Allah kita lemah lembut, Bapa yang penuh kemurahan. Bakti kita kepada-Nya janganlah dipandang sebagai sesuatu yang menyedihkan dan menyusahkan hati. Berbakti kepada-Nya haruslah menjadi satu kegembiraan, demikian pula di dalam mengambil bagian di dalam pekerjaan-Nya. Allah tidak mau anak-anak-Nya, kepada siapa telah disediakan keselamatan yang begitu besar, bertindak seolah-seolah Dia seorang kepala kerja yang keras dan bengis. Dia adalah sahabat mereka yang terbaik, dan apabila mereka menyembah Dia, Dia berharap bersama-sama dengan mereka, untuk memberkati dan menghibur mereka, mengisi hati mereka dengan kegembiraan dan kasih. Allah menginginkan anak-anak-Nya mendapat penghiburan di dalam baktinya kepada Tuhan serta mencari di dalam pekerjaan-Nya lebih banyak kesukaan daripada kesengsaraan. Dia ingin supaya orang-orang yang datang berbakti pada-Nya kelak membawa pulang pikiran-pikiran yang mulia tentang penjagaan dan kasih-Nya, supaya mereka dapat kegembiraan di dalam pekerjaan hidup mereka sehari-hari, agar mereka dapat memperoleh anugerah bertindak jujur dan setiawan di dalam segala perkara.

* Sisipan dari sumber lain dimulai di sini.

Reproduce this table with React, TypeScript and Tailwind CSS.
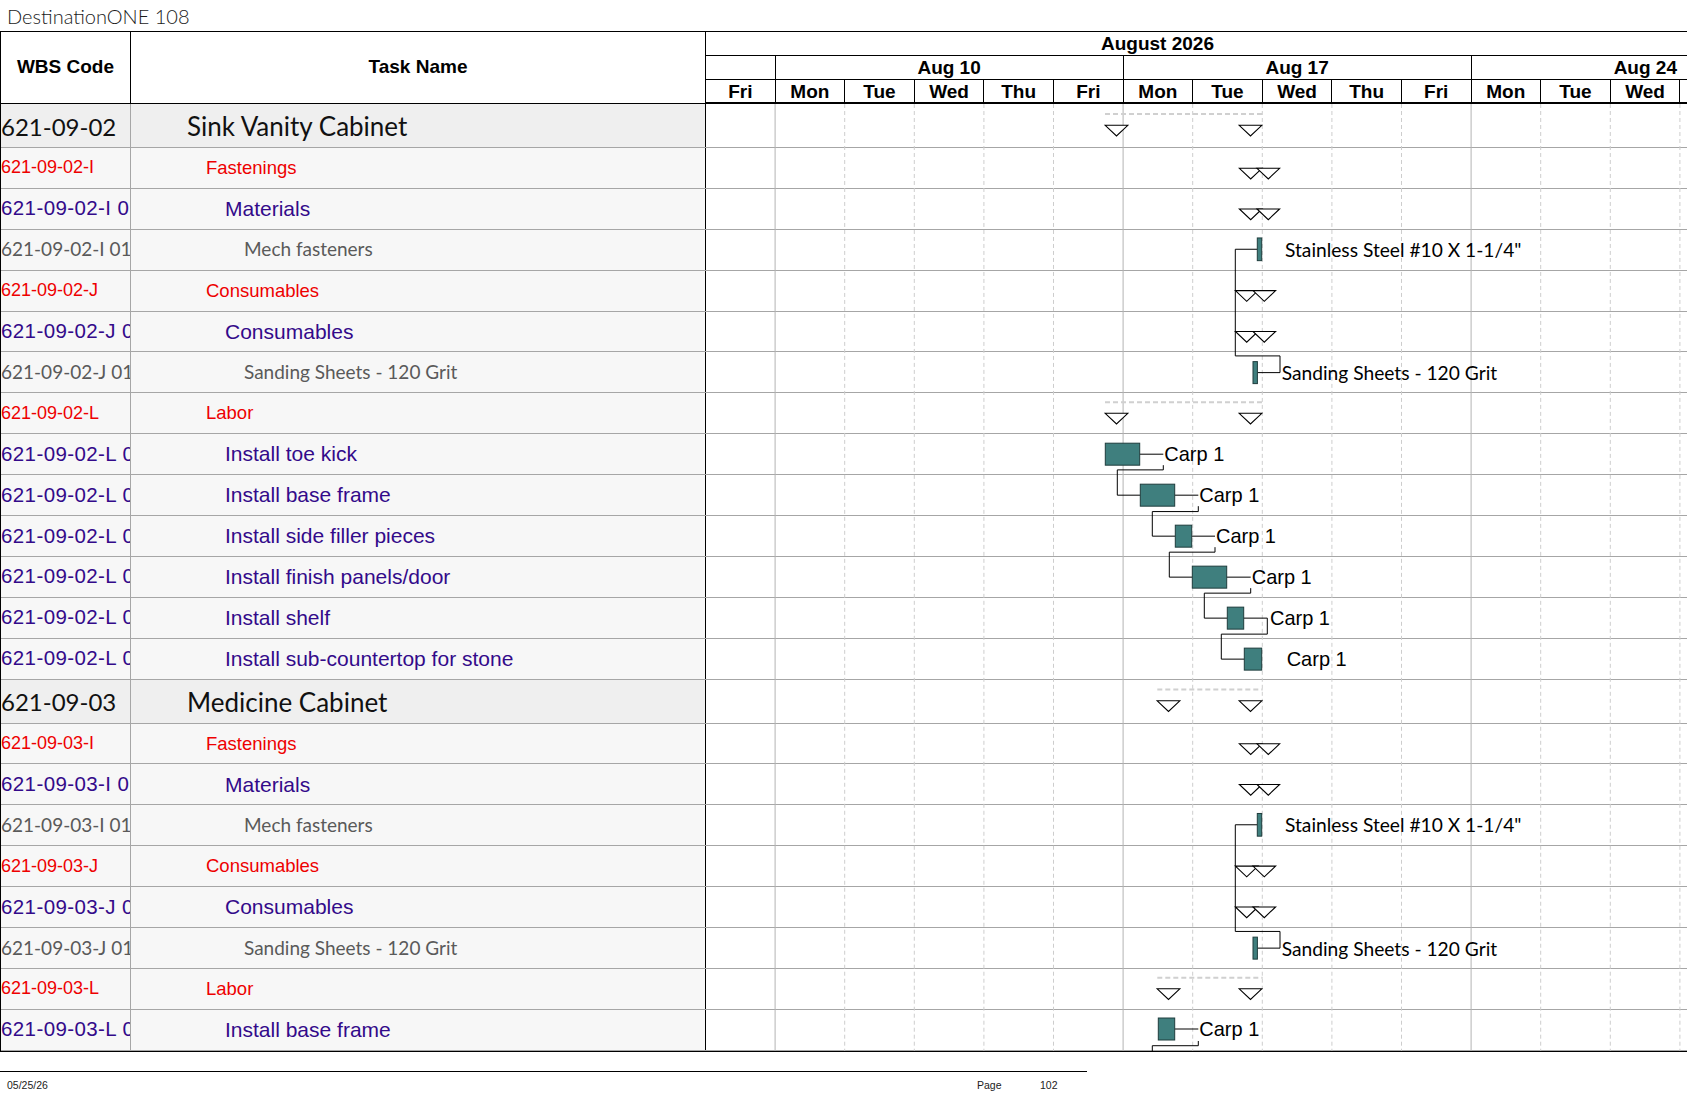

Kita pun harus berkumpul di sekeliling salib itu. Kristus dan Dia yang sudah disalibkan itu haruslah menjadi pokok renungan, pokok percakapan, dan gelora hati yang paling penuh kesukaan. Kita harus ingat di dalam pikiran kita tiap-tiap berkat yang kita terima dari Tuhan, dan apabila kita seharusnya mau mempercayakan segala sesuatu ke dalam tangan yang telah terpaku di kayu palang karena kita.
Jiwa dapat naik lebih dekat ke surga dengan sayap-sayap pujian. Allah dipuja dengan lagu dan musik di surga, dan jika kita menyatakan rasa terima kasih kita. Kita mendekati kebaktian balatentara surga. “Siapa yang mempersembahkan syukur sebagai korban, ia memuliakan Aku,” (Mazmur 50:23). Marilah dengan gembira memuji, datang kepada Khalik kita disertai “kegirangan dan sukacita.” (Yesaya 51:3).